Elena and Ela

Two Generations of (Bilingual) Sisters

by | May 21, 2000

A young Elena (1982) on the left, her sister Ela (1999) on the right.

Over the summer I had a mission. I was going to speak Spanish with Ela, my then five month-old sister. I’m 19 and speak choppy Spanish, the language of my grandparents, with a horrible accent. I was brought up speaking English. Perhaps my parents were afraid that Spanish might limit my options or cloud my assimilation (though I never officially assimilated from one culture to another). Selfishly, this summer, I could practice my accent and Ela’s sweet smile would continue shining back at me, regardless of my funny accent.

It was also an opportunity for me to bring the language back into the house. Spanish has never been dead in our house. It never ceases to float in and out of our daily lives. But over the summer, Spanish began to linger around for longer periods of time, transferring from just Spanish “baby talk” to everyday conversation. I wonder what role language will play in Ela’s life. Perhaps, and ironically so, bringing Ela up in a predominantly white neighborhood, will actually encourage us to speak to her in Spanish more. She will also be growing up in a time when our society celebrates bilingualism and culture, rather than vanilla assimilation.

My first childhood experience was in Culver City in Los Angeles. We formed an eclectic community and were involved with each other’s lives on a daily basis. Later, after a move to San Diego, we made the transition to a white upper class neighborhood. And both types of neighborhoods seemed comfortable to me. I could survive in both worlds.

Ela, on the other hand, has been born into an elitist Southern California lifestyle. Language included, Ela is bound to grow up very differently than my brother, Esteban, and I have. Over the summer, Ela “helped” me write e-mail, and now that I’m back at school, she actually “writes” (or pounds incessantly) e-mail to me. Ela even has a Turkish nanny, an amazingly well traveled European woman who speaks five different languages. Ela actually responds the fastest to “musey” (French for “mouse”). Ela will grow up with manicured lawns, shiny sport utility vehicles, bottled water, veggi-burgers, smoothies, preschools for the “gifted,” and Baby Mozart music.

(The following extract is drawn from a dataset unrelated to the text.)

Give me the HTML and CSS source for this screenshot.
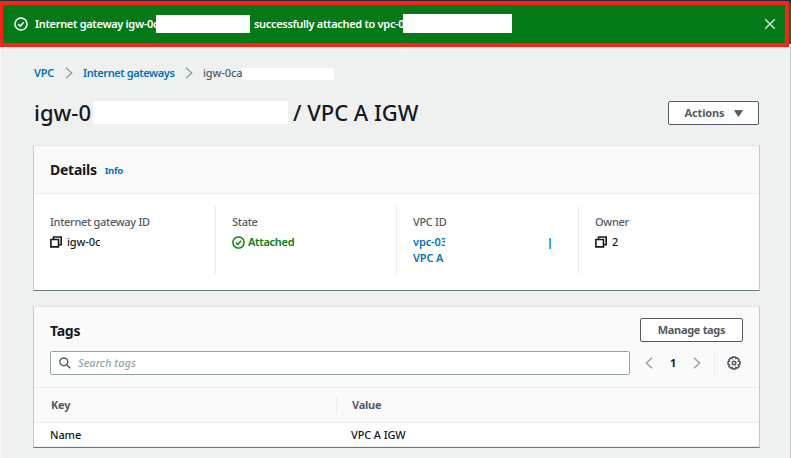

I think my parents are counting on my brother and I to serve as their generational link to Ela. I know that I’m looking forward to having Ela be my link to her generation. Speaking for myself, while taking care of Ela, never have I been so exhausted, nor have I felt so energized, alive, aware, and awake. She has already positively changed the environment that she has been born into, though her hometown of Solana Beach, California, will ultimately shape her.

Ela will never experience my Nana’s tiny house in Caléxico the way I once experienced it. I remember my Nana’s house filled and bustling with my Tios and Tias during the holidays, and my brother and I running around in the dirt, playing hide and go seek in her rose garden, filling up the plastic pool on a scorching summer afternoon, walking down the street to the local panaderia to buy fresh pan dulce, watching old telenovelas and falling asleep on the living room floor to the musical sound of the adults quietly speaking in the kitchen with their soft soothing Spanish sounds.

Times have changed. Caléxico is booming: Wal-Mart has arrived. My Nana is on the run; even though up until very recently she used to work out in the fields in northern California every summer, she now is an entrepreneur in her own right. We never spend Christmas, Easter, or Thanksgiving together as an extended family though we don’t live that far apart.

Times have changed. Yet, now when we do get together as a family, it’s because we want to. Today, Ela will be able to learn from our Nana in a way that I am just barely able to. Ela might be more expressive in so many more ways than I was, because she will be more comfortable with her surroundings. And if my parents are still as endearingly “nerdy” as when I was growing up, Ela might be my bilingual (or even trilingual) sister who can partake in fun luxuries, see the value of education, and be an energetic, dynamic force in our community.

Spring 2000

Elena C. Chavez ’02 creates DRCLAS DATES for the David Rockefeller Center for Latin American Studies, under the direction of June Carolyn Erlick. She is a Social Studies concentrator and is interested in a myriad of subjects ranging from human rights, Latin@ identities, Latin American politics, and her sister Ela’s sweet smile.